The statistics are stark. According to the Department of Health and Human Services' Office of Minority Health, 13.4% of Black men and 12.7% of Black women have been diagnosed with diabetes. Combined, their rate is 60% higher than that of white people.
In the U.S., Black people are twice as likely as their white counterparts to die of diabetes. They are three times as likely to end up hospitalized for diabetes-related complications. They are more than twice as likely to undergo diabetes-related leg or foot amputation. And they are more than three times as likely to have end-stage kidney disease.
Researchers have hunted for genetic causes, said Joseph, who leads a research group dedicated to improving diabetes prevention and treatment. But "genetics just does not explain a lot of Type 2 diabetes that we see in the United States."
The central issue, he said, is lifestyle factors that drive obesity, which a recent study in the Journal of the American Heart Association found may account for up to half of all Type 2 diabetes cases in the United States. And about 55% of Black women and 38% of Black men have obesity, according to American Heart Association statistics.
"But those lifestyle factors, they don't come out of thin air," Joseph said. Which is why he emphasizes the need to look at "upstream," communitywide issues.
As a doctor, he can tell a patient to eat fruits and vegetables and cut back on sugar-sweetened beverages.

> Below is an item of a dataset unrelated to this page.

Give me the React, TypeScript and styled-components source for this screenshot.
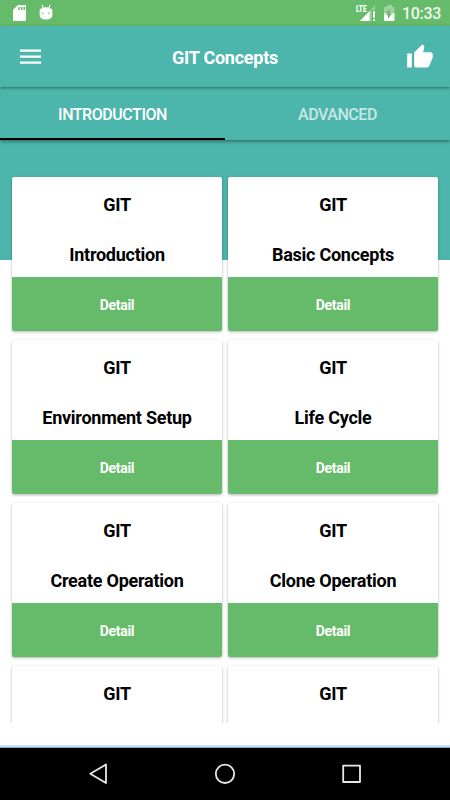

But "if the environment that they live in does not have healthy food options, then that's going to be very difficult for them."
Neighborhoods with a predominantly Black population, research has shown, are less likely to offer such options. And Black Americans are broadly affected by other problems rooted in systemic racism that can affect health.
"This is not a minute thing," Joseph said. "This is a big challenge that we are facing. And that's why in some ways, the disparities that we see in diabetes haven't been changing, because we've tried to address them in small bites. But we really need broad, overarching solutions that are based in policies that address the inequities that we see in communities of color."
The beginnings of a solution, he said, might be education. It needs to be culturally relevant and "delivered by individuals that have relatable backgrounds and experiences."
Annette Lartigue of Trenton, New Jersey, has dealt with diabetes for decades. Her mother was what she called "a diabetic in denial," and Lartigue was hospitalized with gestational diabetes after a car crash when she was pregnant with her daughter 33 years ago. Gestational diabetes resolves after giving birth, but nearly 1 in 5 women like Lartigue go on to develop diabetes.
Despite that, she said, "I did not, for a very long time really, get my life together" to address her diabetes. "And there's no excuse for it, except that I thought I could do it on my own."
Although access to healthy food was never an issue, Lartigue said, "there weren't many doctors who looked like me, understood my history – or my mother's for that matter."
She had similar trouble connecting with nutrition professionals, a field that is mostly white. She half-jokingly said they were "typically someone who weighs 98 pounds and wants you to eat two pieces of celery and a teaspoon of cottage cheese" and say that's going to make you feel better. "Every time I walked into a nutritionist's office, I was like, 'I'm not dealing with you. You don't understand me.'"
Her turnaround began when she met a Black doctor who told her, "'You know, we can do this." He promised that if she would work with him, he would work with her.
"And I cried," she said. "I was so happy because nobody ever said 'we.' It was always 'you.'"
He understood her as a Black woman, she said – from her need to be treated respectfully to "the real understanding about how I as an African American woman eat. I'm not eating a salad every day, all day. That's not going to happen. So how do I deal with the food I do eat?"
Lartigue retired this year as executive chief of administrative services for the Mercer County Board of Social Services and is a Know Diabetes by Heart ambassador for the AHA and American Diabetes Association. She gets support from a nutritionist, who is Black, and a nurse, who is white.
"It doesn't matter what color they are," she said, as long as they understand you with more than just textbook knowledge of your problem.
Joseph agreed that trust is a critical part of diabetes care, because patients have to manage so much on their own. He makes a point of being encouraging and talking about family issues "to drive that collaborative, trusting relationship, which I feel is the key to diabetes management."
That concept works on a broad level too, he said. Academia, industry and others need to start by listening to and connecting with communities before trying to fix things.
The challenge is daunting, but Joseph isn't downbeat. "As Barack Obama said, we are the ones we've been waiting for. This is for our generation to address. And I think that we have to rise to that challenge, and that as Americans, we can do it together."